> Task:
Output every line exactly as written. Leave out pictures.

> Source excerpt:
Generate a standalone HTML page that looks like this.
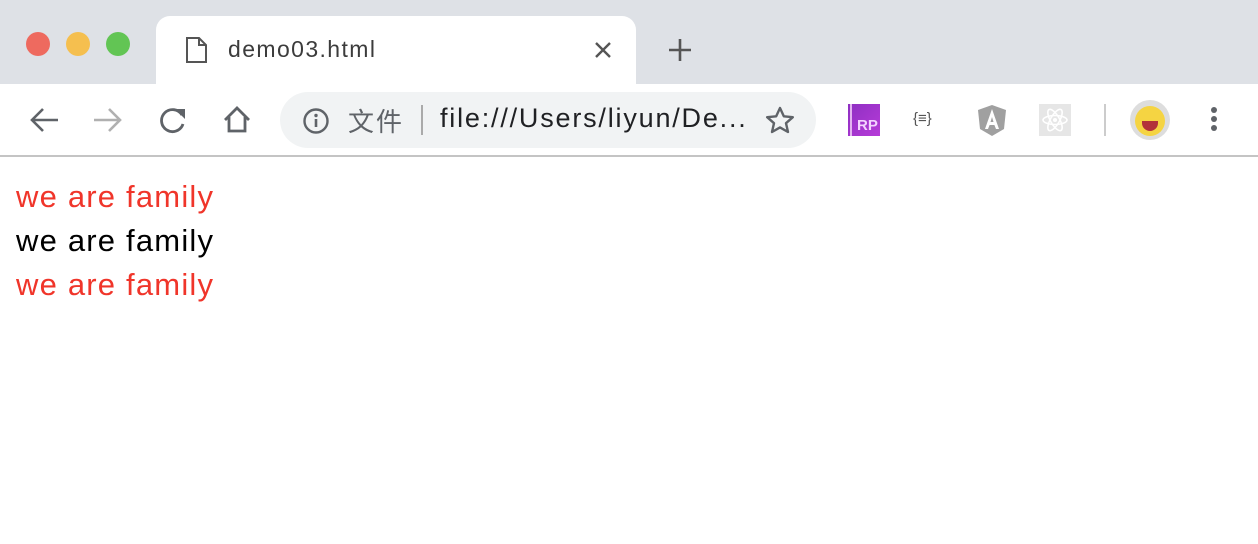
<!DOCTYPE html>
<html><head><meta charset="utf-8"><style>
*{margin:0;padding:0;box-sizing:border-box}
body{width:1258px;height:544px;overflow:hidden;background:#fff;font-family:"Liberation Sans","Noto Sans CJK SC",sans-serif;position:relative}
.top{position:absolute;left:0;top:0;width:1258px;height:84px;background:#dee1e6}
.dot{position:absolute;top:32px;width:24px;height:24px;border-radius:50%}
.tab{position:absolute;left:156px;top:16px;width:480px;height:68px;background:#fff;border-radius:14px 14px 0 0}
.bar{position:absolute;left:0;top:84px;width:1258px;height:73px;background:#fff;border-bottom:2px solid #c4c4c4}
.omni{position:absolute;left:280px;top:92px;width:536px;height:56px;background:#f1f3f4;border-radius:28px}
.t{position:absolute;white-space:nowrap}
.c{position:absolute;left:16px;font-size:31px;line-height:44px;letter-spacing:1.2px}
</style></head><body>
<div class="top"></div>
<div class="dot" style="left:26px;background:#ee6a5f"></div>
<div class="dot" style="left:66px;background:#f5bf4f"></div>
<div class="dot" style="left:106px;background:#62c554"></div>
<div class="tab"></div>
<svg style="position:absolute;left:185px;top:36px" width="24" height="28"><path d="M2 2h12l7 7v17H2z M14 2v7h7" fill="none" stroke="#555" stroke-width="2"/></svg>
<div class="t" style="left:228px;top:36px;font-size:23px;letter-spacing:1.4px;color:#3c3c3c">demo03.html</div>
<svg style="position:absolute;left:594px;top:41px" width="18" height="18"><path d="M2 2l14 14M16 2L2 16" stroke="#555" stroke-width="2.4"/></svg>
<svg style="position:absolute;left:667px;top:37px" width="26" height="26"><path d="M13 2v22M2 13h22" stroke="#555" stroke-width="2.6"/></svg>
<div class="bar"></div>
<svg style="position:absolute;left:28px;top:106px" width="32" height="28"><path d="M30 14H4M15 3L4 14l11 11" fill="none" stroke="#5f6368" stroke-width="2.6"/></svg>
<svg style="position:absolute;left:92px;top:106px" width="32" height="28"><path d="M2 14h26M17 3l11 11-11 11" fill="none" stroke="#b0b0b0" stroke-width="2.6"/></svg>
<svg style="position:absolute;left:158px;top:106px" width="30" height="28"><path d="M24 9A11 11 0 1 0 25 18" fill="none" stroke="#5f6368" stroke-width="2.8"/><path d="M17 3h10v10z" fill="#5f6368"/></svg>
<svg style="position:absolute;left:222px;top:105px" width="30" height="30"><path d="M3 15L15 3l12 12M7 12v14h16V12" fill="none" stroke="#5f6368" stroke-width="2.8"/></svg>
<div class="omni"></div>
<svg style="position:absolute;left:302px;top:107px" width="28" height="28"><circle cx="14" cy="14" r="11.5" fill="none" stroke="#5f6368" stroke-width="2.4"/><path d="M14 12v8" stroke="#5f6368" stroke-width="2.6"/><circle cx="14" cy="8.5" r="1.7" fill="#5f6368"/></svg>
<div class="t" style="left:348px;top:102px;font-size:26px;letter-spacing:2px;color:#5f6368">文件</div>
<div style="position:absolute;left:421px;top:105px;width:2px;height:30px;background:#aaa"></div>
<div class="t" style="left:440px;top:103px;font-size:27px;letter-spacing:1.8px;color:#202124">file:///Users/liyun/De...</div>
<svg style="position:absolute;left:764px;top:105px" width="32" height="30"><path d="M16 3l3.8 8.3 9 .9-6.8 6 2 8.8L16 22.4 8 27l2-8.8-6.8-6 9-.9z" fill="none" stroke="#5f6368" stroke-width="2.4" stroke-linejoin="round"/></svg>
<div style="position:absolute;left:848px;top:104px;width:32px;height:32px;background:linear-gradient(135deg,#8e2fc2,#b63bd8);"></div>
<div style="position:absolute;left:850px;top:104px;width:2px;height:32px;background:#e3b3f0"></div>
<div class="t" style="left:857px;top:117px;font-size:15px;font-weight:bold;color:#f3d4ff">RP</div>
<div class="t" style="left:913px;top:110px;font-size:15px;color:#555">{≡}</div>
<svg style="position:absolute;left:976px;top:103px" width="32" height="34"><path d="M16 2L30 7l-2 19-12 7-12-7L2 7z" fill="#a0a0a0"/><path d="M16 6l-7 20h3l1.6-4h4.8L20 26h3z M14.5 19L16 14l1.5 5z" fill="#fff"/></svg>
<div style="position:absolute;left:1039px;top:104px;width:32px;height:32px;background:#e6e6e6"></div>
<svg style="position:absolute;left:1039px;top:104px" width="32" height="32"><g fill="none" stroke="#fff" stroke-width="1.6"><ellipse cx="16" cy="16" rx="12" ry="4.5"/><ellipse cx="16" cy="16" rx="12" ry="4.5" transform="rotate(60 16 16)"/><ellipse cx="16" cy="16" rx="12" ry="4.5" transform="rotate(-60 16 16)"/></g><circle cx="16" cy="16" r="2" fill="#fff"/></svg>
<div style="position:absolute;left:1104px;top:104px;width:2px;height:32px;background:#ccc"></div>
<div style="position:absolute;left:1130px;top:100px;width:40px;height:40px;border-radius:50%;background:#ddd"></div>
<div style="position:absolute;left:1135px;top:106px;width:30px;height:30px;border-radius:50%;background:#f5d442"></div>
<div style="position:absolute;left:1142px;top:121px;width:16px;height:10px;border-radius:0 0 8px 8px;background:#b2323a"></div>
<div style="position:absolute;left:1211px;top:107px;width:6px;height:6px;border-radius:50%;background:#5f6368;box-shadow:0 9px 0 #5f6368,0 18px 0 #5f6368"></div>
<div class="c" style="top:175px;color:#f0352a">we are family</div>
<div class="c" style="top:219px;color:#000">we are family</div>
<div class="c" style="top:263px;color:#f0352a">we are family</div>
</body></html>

> The response:
Generate a standalone HTML page that looks like this.
<!DOCTYPE html>
<html><head><meta charset="utf-8"><style>
*{margin:0;padding:0;box-sizing:border-box}
body{width:1258px;height:544px;overflow:hidden;background:#fff;font-family:"Liberation Sans","Noto Sans CJK SC",sans-serif;position:relative}
.top{position:absolute;left:0;top:0;width:1258px;height:84px;background:#dee1e6}
.dot{position:absolute;top:32px;width:24px;height:24px;border-radius:50%}
.tab{position:absolute;left:156px;top:16px;width:480px;height:68px;background:#fff;border-radius:14px 14px 0 0}
.bar{position:absolute;left:0;top:84px;width:1258px;height:73px;background:#fff;border-bottom:2px solid #c4c4c4}
.omni{position:absolute;left:280px;top:92px;width:536px;height:56px;background:#f1f3f4;border-radius:28px}
.t{position:absolute;white-space:nowrap}
.c{position:absolute;left:16px;font-size:31px;line-height:44px;letter-spacing:1.2px}
</style></head><body>
<div class="top"></div>
<div class="dot" style="left:26px;background:#ee6a5f"></div>
<div class="dot" style="left:66px;background:#f5bf4f"></div>
<div class="dot" style="left:106px;background:#62c554"></div>
<div class="tab"></div>
<svg style="position:absolute;left:185px;top:36px" width="24" height="28"><path d="M2 2h12l7 7v17H2z M14 2v7h7" fill="none" stroke="#555" stroke-width="2"/></svg>
<div class="t" style="left:228px;top:36px;font-size:23px;letter-spacing:1.4px;color:#3c3c3c">demo03.html</div>
<svg style="position:absolute;left:594px;top:41px" width="18" height="18"><path d="M2 2l14 14M16 2L2 16" stroke="#555" stroke-width="2.4"/></svg>
<svg style="position:absolute;left:667px;top:37px" width="26" height="26"><path d="M13 2v22M2 13h22" stroke="#555" stroke-width="2.6"/></svg>
<div class="bar"></div>
<svg style="position:absolute;left:28px;top:106px" width="32" height="28"><path d="M30 14H4M15 3L4 14l11 11" fill="none" stroke="#5f6368" stroke-width="2.6"/></svg>
<svg style="position:absolute;left:92px;top:106px" width="32" height="28"><path d="M2 14h26M17 3l11 11-11 11" fill="none" stroke="#b0b0b0" stroke-width="2.6"/></svg>
<svg style="position:absolute;left:158px;top:106px" width="30" height="28"><path d="M24 9A11 11 0 1 0 25 18" fill="none" stroke="#5f6368" stroke-width="2.8"/><path d="M17 3h10v10z" fill="#5f6368"/></svg>
<svg style="position:absolute;left:222px;top:105px" width="30" height="30"><path d="M3 15L15 3l12 12M7 12v14h16V12" fill="none" stroke="#5f6368" stroke-width="2.8"/></svg>
<div class="omni"></div>
<svg style="position:absolute;left:302px;top:107px" width="28" height="28"><circle cx="14" cy="14" r="11.5" fill="none" stroke="#5f6368" stroke-width="2.4"/><path d="M14 12v8" stroke="#5f6368" stroke-width="2.6"/><circle cx="14" cy="8.5" r="1.7" fill="#5f6368"/></svg>
<div class="t" style="left:348px;top:102px;font-size:26px;letter-spacing:2px;color:#5f6368">文件</div>
<div style="position:absolute;left:421px;top:105px;width:2px;height:30px;background:#aaa"></div>
<div class="t" style="left:440px;top:103px;font-size:27px;letter-spacing:1.8px;color:#202124">file:///Users/liyun/De...</div>
<svg style="position:absolute;left:764px;top:105px" width="32" height="30"><path d="M16 3l3.8 8.3 9 .9-6.8 6 2 8.8L16 22.4 8 27l2-8.8-6.8-6 9-.9z" fill="none" stroke="#5f6368" stroke-width="2.4" stroke-linejoin="round"/></svg>
<div style="position:absolute;left:848px;top:104px;width:32px;height:32px;background:linear-gradient(135deg,#8e2fc2,#b63bd8);"></div>
<div style="position:absolute;left:850px;top:104px;width:2px;height:32px;background:#e3b3f0"></div>
<div class="t" style="left:857px;top:117px;font-size:15px;font-weight:bold;color:#f3d4ff">RP</div>
<div class="t" style="left:913px;top:110px;font-size:15px;color:#555">{≡}</div>
<svg style="position:absolute;left:976px;top:103px" width="32" height="34"><path d="M16 2L30 7l-2 19-12 7-12-7L2 7z" fill="#a0a0a0"/><path d="M16 6l-7 20h3l1.6-4h4.8L20 26h3z M14.5 19L16 14l1.5 5z" fill="#fff"/></svg>
<div style="position:absolute;left:1039px;top:104px;width:32px;height:32px;background:#e6e6e6"></div>
<svg style="position:absolute;left:1039px;top:104px" width="32" height="32"><g fill="none" stroke="#fff" stroke-width="1.6"><ellipse cx="16" cy="16" rx="12" ry="4.5"/><ellipse cx="16" cy="16" rx="12" ry="4.5" transform="rotate(60 16 16)"/><ellipse cx="16" cy="16" rx="12" ry="4.5" transform="rotate(-60 16 16)"/></g><circle cx="16" cy="16" r="2" fill="#fff"/></svg>
<div style="position:absolute;left:1104px;top:104px;width:2px;height:32px;background:#ccc"></div>
<div style="position:absolute;left:1130px;top:100px;width:40px;height:40px;border-radius:50%;background:#ddd"></div>
<div style="position:absolute;left:1135px;top:106px;width:30px;height:30px;border-radius:50%;background:#f5d442"></div>
<div style="position:absolute;left:1142px;top:121px;width:16px;height:10px;border-radius:0 0 8px 8px;background:#b2323a"></div>
<div style="position:absolute;left:1211px;top:107px;width:6px;height:6px;border-radius:50%;background:#5f6368;box-shadow:0 9px 0 #5f6368,0 18px 0 #5f6368"></div>
<div class="c" style="top:175px;color:#f0352a">we are family</div>
<div class="c" style="top:219px;color:#000">we are family</div>
<div class="c" style="top:263px;color:#f0352a">we are family</div>
</body></html>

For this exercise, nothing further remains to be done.